EXERCISE AIM:
Scan the data below. Pull out each line where "index" occurs.

MATERIAL FOR THIS EXERCISE:
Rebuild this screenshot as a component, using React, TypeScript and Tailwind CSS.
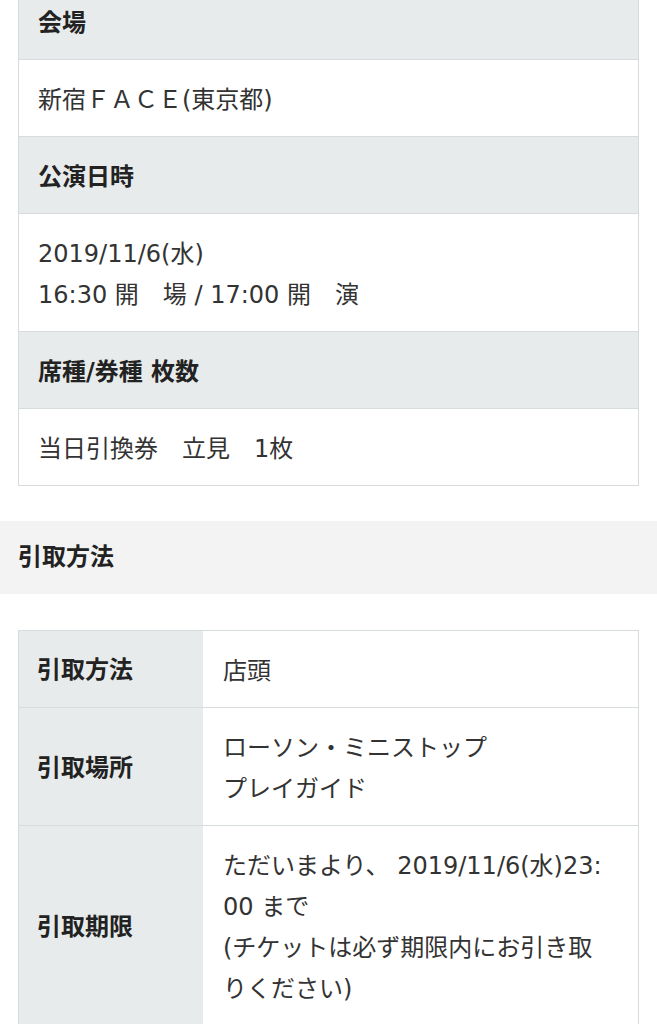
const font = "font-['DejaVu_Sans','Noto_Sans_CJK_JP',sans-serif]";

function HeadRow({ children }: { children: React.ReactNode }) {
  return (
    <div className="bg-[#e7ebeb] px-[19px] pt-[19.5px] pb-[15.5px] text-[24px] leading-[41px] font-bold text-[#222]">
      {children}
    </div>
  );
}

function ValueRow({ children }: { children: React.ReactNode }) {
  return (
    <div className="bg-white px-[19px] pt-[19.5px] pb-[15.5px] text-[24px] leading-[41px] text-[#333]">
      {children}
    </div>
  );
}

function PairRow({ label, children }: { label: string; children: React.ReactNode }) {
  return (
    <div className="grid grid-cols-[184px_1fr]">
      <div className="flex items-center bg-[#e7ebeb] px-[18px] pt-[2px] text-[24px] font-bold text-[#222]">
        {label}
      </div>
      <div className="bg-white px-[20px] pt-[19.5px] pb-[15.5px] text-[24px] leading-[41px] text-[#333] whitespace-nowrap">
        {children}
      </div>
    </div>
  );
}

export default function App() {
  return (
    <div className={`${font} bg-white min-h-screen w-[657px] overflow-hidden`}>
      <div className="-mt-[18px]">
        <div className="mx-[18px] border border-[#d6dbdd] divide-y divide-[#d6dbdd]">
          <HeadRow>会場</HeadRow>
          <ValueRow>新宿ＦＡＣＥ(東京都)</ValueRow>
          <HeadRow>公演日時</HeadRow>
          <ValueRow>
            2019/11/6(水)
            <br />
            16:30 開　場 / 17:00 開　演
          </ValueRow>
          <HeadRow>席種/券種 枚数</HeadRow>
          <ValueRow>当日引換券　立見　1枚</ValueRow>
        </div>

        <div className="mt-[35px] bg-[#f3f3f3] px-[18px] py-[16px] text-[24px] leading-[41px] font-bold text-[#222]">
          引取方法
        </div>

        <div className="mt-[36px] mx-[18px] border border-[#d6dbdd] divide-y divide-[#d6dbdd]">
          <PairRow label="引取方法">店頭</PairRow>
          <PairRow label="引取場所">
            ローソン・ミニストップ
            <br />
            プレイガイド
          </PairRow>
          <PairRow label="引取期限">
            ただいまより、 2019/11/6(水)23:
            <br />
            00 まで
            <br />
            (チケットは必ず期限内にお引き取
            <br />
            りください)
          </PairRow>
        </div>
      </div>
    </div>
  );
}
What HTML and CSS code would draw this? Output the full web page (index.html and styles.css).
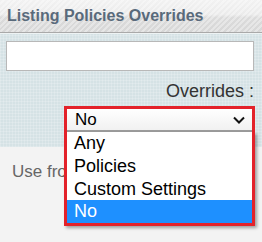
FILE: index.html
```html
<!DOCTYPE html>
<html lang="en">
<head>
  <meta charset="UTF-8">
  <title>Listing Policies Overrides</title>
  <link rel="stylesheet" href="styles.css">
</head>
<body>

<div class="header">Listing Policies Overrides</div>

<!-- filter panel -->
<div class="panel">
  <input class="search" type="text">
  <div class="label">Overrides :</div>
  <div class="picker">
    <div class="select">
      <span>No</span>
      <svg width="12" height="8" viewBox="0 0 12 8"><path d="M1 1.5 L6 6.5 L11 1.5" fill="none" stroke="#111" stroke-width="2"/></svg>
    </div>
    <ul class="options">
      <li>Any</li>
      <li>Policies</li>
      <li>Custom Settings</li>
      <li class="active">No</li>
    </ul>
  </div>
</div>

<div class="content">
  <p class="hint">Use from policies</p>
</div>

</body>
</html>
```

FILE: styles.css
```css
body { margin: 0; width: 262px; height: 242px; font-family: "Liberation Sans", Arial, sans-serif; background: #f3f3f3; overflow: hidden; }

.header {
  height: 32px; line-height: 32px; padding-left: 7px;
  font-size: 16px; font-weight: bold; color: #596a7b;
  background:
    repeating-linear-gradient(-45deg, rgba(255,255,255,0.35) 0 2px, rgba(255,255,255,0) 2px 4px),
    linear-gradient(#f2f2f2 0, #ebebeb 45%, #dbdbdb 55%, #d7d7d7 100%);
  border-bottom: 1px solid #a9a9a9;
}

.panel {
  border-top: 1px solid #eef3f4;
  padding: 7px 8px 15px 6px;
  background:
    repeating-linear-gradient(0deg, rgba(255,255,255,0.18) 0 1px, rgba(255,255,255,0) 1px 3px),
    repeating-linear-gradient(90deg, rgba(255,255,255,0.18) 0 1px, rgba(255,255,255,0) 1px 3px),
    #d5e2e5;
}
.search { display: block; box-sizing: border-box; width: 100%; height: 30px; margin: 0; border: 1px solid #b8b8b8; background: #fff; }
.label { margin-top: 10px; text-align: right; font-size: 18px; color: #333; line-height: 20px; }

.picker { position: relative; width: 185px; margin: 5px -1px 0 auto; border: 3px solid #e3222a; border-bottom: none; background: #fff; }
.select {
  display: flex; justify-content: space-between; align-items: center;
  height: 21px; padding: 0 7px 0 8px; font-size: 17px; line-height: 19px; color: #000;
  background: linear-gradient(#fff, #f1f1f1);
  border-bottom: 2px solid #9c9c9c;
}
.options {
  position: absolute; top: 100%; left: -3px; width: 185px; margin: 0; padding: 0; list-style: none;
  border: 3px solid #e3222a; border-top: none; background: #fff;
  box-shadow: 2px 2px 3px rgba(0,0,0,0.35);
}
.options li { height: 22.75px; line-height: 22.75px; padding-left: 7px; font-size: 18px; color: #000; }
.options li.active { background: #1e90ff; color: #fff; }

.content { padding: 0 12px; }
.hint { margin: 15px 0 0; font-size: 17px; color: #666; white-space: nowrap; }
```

SOLUTION BELOW:
What HTML and CSS code would draw this? Output the full web page (index.html and styles.css).
FILE: index.html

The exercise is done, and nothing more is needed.